As a key step in institutional openness, China passed the Foreign Investment Law in March this year, clearly defining intellectual property rights and technology protection for foreign-invested enterprises, their pre-entry national treatment plus a negative list management system, and their investment, revenues and other legal rights in China.

The further expansion of the opening-up process is an inevitability as China seeks high-quality economic development and to increase public benefit. In recent years, China's manufacturing industry has essentially liberalized foreign investment, and the opening-up of the service industry is also accelerating.

In the first quarter this year, the added value of China's service industry accounted for 57.3 percent of its GDP, which still lags behind that of developed countries whose service sectors usually make up 70 percent of their GDPs. Under the new negative lists, service sectors including shipping agencies, gas and heat pipelines in cities, cinemas, performance brokerage institutions, and value-added telecoms will see ownership restrictions relaxed or removed soon. 

A vehicle manufacturing workshop in Nanjing, east China's Jiangsu Province, June 5, 2019. /VCG Photo

A vehicle manufacturing workshop in Nanjing, east China's Jiangsu Province, June 5, 2019. /VCG Photo

This will help speed up China's related industries, encourage domestic companies to grow stronger in the face of tougher competition, and enhance the sense of well-being and gain among the people.

The new negative lists will clear the way for major new foreign investment in China. At present, foreign companies are responsible for half of China's foreign trade and account for about a quarter of the industrial enterprises above a designated size (those with annual main business revenue of 20 million yuan or more).

Take the cancellation of restrictions on foreign ownership of cinemas and performance brokerage institutions. The massive potential offered by China’s market of 1.4 billion people, which has already seen annual box office sales worth nearly 60 billion yuan, will be noticed by external investors.

Since the beginning of this year, the escalation in trade friction has frequently impacted the global industrial value and supply chains. It is crucial for China, as the world's largest trader of goods and the second largest in terms of service trade, to become a steady influence amid instability and uncertainty.

The Japanese Chamber of Commerce and Industry in China recently published a white paper on the Chinese economy and Japanese enterprises in 2019, stating that Japanese companies in China are expecting further opening-up of the Chinese market.

Japan's Toyota manufacturing workshop in China, March 22, 2019. /VCG Photo

Japan's Toyota manufacturing workshop in China, March 22, 2019. /VCG Photo

It's not only Japanese companies that regard the Chinese market as an important support for their global development strategy, with many foreign firms increasing their investment and foothold in China.
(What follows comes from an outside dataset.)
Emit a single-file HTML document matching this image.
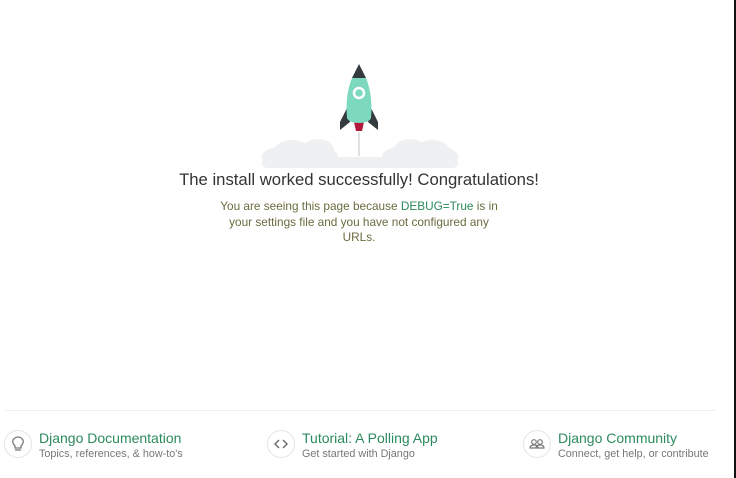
<!DOCTYPE html>
<html><head><style>
body{margin:0;width:736px;height:478px;background:#fff;font-family:"Liberation Sans",sans-serif;position:relative;overflow:hidden}
.bar{position:absolute;right:0;top:0;width:2px;height:478px;background:#111}
h1{position:absolute;top:170px;left:0;width:718px;text-align:center;margin:0;font-size:16.7px;font-weight:normal;color:#333}
.sub{position:absolute;top:199px;left:219px;width:280px;text-align:center;font-size:11.8px;line-height:15.5px;color:#6b6b3f}
.sub span{color:#2a8a5a}
.hr{position:absolute;top:410px;left:5px;width:711px;height:1px;background:#eee}
.it{position:absolute;top:430px}
.c{position:absolute;left:0;top:0;width:26px;height:26px;border:1px solid #e4e4e4;border-radius:50%}
.t{position:absolute;left:35px;top:0;font-size:14px;color:#2c8a5e;white-space:nowrap}
.s{position:absolute;left:35px;top:18px;font-size:10.8px;color:#777;white-space:nowrap}
</style></head><body>
<svg style="position:absolute;left:0;top:0" width="736" height="478">
<g fill="#eef0f2">
<ellipse cx="300" cy="156" rx="38" ry="12"/><ellipse cx="292" cy="151" rx="18" ry="11"/><ellipse cx="318" cy="150" rx="16" ry="11"/><ellipse cx="278" cy="158" rx="16" ry="10"/>
<ellipse cx="420" cy="156" rx="38" ry="12"/><ellipse cx="410" cy="150" rx="16" ry="11"/><ellipse cx="432" cy="151" rx="18" ry="11"/><ellipse cx="444" cy="158" rx="14" ry="10"/>
<rect x="262" y="157" width="196" height="11" rx="5"/>
</g>
<line x1="359" y1="132" x2="359" y2="156" stroke="#dfe1e4" stroke-width="2"/>
<path d="M354 122h10l-2 9h-6z" fill="#b2183c"/>
<path d="M348 106 L340 122 L340 130 L350 122 Z" fill="#353a3f"/>
<path d="M370 106 L378 122 L378 130 L368 122 Z" fill="#353a3f"/>
<path d="M359 64 L352 78 L366 78 Z" fill="#353a3f"/>
<path d="M352 78 Q345 95 347 118 Q349 123 359 123 Q369 123 371 118 Q373 95 366 78 Z" fill="#7dd9bd"/>
<circle cx="359" cy="93" r="5" fill="none" stroke="#fff" stroke-width="2.5"/>
</svg>
<h1>The install worked successfully! Congratulations!</h1>
<div class="sub">You are seeing this page because <span>DEBUG=True</span> is in your settings file and you have not configured any URLs.</div>
<div class="hr"></div>
<div class="it" style="left:4px"><div class="c"><svg width="26" height="26"><path d="M10 15 Q7 12 8 9 Q10 6 13 6 Q16 6 18 9 Q19 12 16 15 L16 17 L10 17 Z M10 19h6" fill="none" stroke="#777" stroke-width="1.3"/></svg></div><div class="t">Django Documentation</div><div class="s">Topics, references, &amp; how-to's</div></div>
<div class="it" style="left:267px"><div class="c"><svg width="26" height="26"><path d="M11 9l-4 4 4 4M15 9l4 4-4 4" fill="none" stroke="#666" stroke-width="1.4"/></svg></div><div class="t">Tutorial: A Polling App</div><div class="s">Get started with Django</div></div>
<div class="it" style="left:523px"><div class="c"><svg width="26" height="26"><g fill="none" stroke="#777" stroke-width="1.2"><circle cx="10" cy="11" r="2.3"/><circle cx="16" cy="11" r="2.3"/><path d="M6 17q0-3 4-3t4 3zM12 17q0-3 4-3t4 3z"/></g></svg></div><div class="t">Django Community</div><div class="s">Connect, get help, or contribute</div></div>
<div class="bar"></div>
</body></html>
In addition to the construction this year of Tesla's Shanghai Gigafactory, British Telecom has become the first international telecommunications company to obtain a license to operate in China, and UBS AG has achieved absolute control over its Chinese affiliate UBS Securities Co. Ltd.

Meanwhile, Allianz (China) Insurance Holding Co. Ltd. has been given the go-ahead to establish China's first foreign insurance holding company, and Standard & Poor's has been cleared to enter the Chinese credit rating market.

The "slimming" of the negative lists for foreign investment access not only demonstrates the increasing momentum of China’s opening-up process but also provides certainty and policy guarantees for foreign businesses wishing to invest in China, share in the country’s development opportunities, and achieve mutually beneficial and win-win outcomes.

Facts prove that no matter how the world changes, China's economy has always remained broad, stable and bright. It is ready to embrace every partner based on the principle of achieving shared growth through consultation and collaboration.